### Challenge
Give back the full listing, character for character, with no pictures.

### Stored data
──────────

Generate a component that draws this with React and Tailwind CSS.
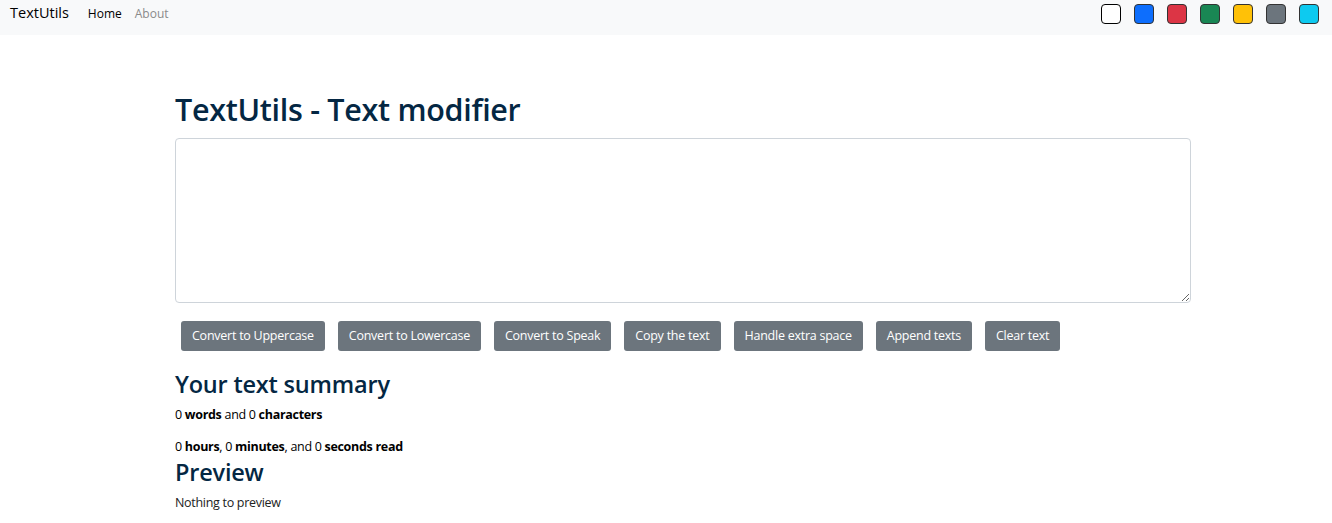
import React from "react";

const F = { fontFamily: '"Open Sans", "Noto Sans", sans-serif' };

export default function App() {
  const colors = [
    "bg-white border-black",
    "bg-[#0d6efd] border-[#333]",
    "bg-[#dc3545] border-[#333]",
    "bg-[#198754] border-[#333]",
    "bg-[#ffc107] border-[#333]",
    "bg-[#6c757d] border-[#333]",
    "bg-[#0dcaf0] border-[#333]",
  ];
  const buttons = [
    "Convert to Uppercase",
    "Convert to Lowercase",
    "Convert to Speak",
    "Copy the text",
    "Handle extra space",
    "Append texts",
    "Clear text",
  ];
  return (
    <div className="min-h-[523px] bg-white text-[#042743]" style={F}>
      <nav className="h-[35px] bg-[#f8f9fa] flex items-center pl-[10px] pr-[13px]">
        <span className="text-[14.5px] text-black leading-none -mt-[9px] mr-[19px]">TextUtils</span>
        <span className="text-[12px] text-black leading-none -mt-[7px] mr-[13px]">Home</span>
        <span className="text-[12px] text-[#8a8a8a] leading-none -mt-[7px]">About</span>
        <div className="ml-auto flex gap-[13px] -mt-[8px]">
          {colors.map((c, i) => (
            <div key={i} className={`w-[20px] h-[20px] rounded-[4px] border-[1.5px] ${c}`} />
          ))}
        </div>
      </nav>
      <main className="ml-[175px] mr-[141px]">
        <h1 className="text-[30.5px] font-semibold mt-[54px] leading-[40px] mb-[9px] tracking-[-0.3px]">TextUtils - Text modifier</h1>
        <textarea className="block w-full h-[165px] border border-[#ced4da] rounded-[4px] bg-white outline-none" />
        <div className="flex gap-[13px] ml-[6px] mt-[18px]">
          {buttons.map((b) => (
            <button key={b} className="h-[30px] px-[11px] rounded-[3px] bg-[#6c757d] text-white text-[12.5px] tracking-[-0.25px] whitespace-nowrap">
              {b}
            </button>
          ))}
        </div>
        <h2 className="text-[23.5px] font-semibold leading-[30px] mt-[18px] tracking-[-0.2px]">Your text summary</h2>
        <p className="text-[12.5px] text-black mt-[6px] leading-[20px] tracking-[-0.3px]">0 <b>words</b> and 0 <b>characters</b></p>
        <p className="text-[12.5px] text-black mt-[12px] leading-[20px] tracking-[-0.3px]">0 <b>hours</b>, 0 <b>minutes</b>, and 0 <b>seconds read</b></p>
        <h2 className="text-[23.5px] font-semibold leading-[30px] mt-[0px] tracking-[-0.2px]">Preview</h2>
        <p className="text-[12.5px] text-[#222] mt-[6px] leading-[20px] tracking-[-0.3px]">Nothing to preview</p>
      </main>
    </div>
  );
}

──────────

### Task result
Generate a component that draws this with React and Tailwind CSS.
import React from "react";

const F = { fontFamily: '"Open Sans", "Noto Sans", sans-serif' };

export default function App() {
  const colors = [
    "bg-white border-black",
    "bg-[#0d6efd] border-[#333]",
    "bg-[#dc3545] border-[#333]",
    "bg-[#198754] border-[#333]",
    "bg-[#ffc107] border-[#333]",
    "bg-[#6c757d] border-[#333]",
    "bg-[#0dcaf0] border-[#333]",
  ];
  const buttons = [
    "Convert to Uppercase",
    "Convert to Lowercase",
    "Convert to Speak",
    "Copy the text",
    "Handle extra space",
    "Append texts",
    "Clear text",
  ];
  return (
    <div className="min-h-[523px] bg-white text-[#042743]" style={F}>
      <nav className="h-[35px] bg-[#f8f9fa] flex items-center pl-[10px] pr-[13px]">
        <span className="text-[14.5px] text-black leading-none -mt-[9px] mr-[19px]">TextUtils</span>
        <span className="text-[12px] text-black leading-none -mt-[7px] mr-[13px]">Home</span>
        <span className="text-[12px] text-[#8a8a8a] leading-none -mt-[7px]">About</span>
        <div className="ml-auto flex gap-[13px] -mt-[8px]">
          {colors.map((c, i) => (
            <div key={i} className={`w-[20px] h-[20px] rounded-[4px] border-[1.5px] ${c}`} />
          ))}
        </div>
      </nav>
      <main className="ml-[175px] mr-[141px]">
        <h1 className="text-[30.5px] font-semibold mt-[54px] leading-[40px] mb-[9px] tracking-[-0.3px]">TextUtils - Text modifier</h1>
        <textarea className="block w-full h-[165px] border border-[#ced4da] rounded-[4px] bg-white outline-none" />
        <div className="flex gap-[13px] ml-[6px] mt-[18px]">
          {buttons.map((b) => (
            <button key={b} className="h-[30px] px-[11px] rounded-[3px] bg-[#6c757d] text-white text-[12.5px] tracking-[-0.25px] whitespace-nowrap">
              {b}
            </button>
          ))}
        </div>
        <h2 className="text-[23.5px] font-semibold leading-[30px] mt-[18px] tracking-[-0.2px]">Your text summary</h2>
        <p className="text-[12.5px] text-black mt-[6px] leading-[20px] tracking-[-0.3px]">0 <b>words</b> and 0 <b>characters</b></p>
        <p className="text-[12.5px] text-black mt-[12px] leading-[20px] tracking-[-0.3px]">0 <b>hours</b>, 0 <b>minutes</b>, and 0 <b>seconds read</b></p>
        <h2 className="text-[23.5px] font-semibold leading-[30px] mt-[0px] tracking-[-0.2px]">Preview</h2>
        <p className="text-[12.5px] text-[#222] mt-[6px] leading-[20px] tracking-[-0.3px]">Nothing to preview</p>
      </main>
    </div>
  );
}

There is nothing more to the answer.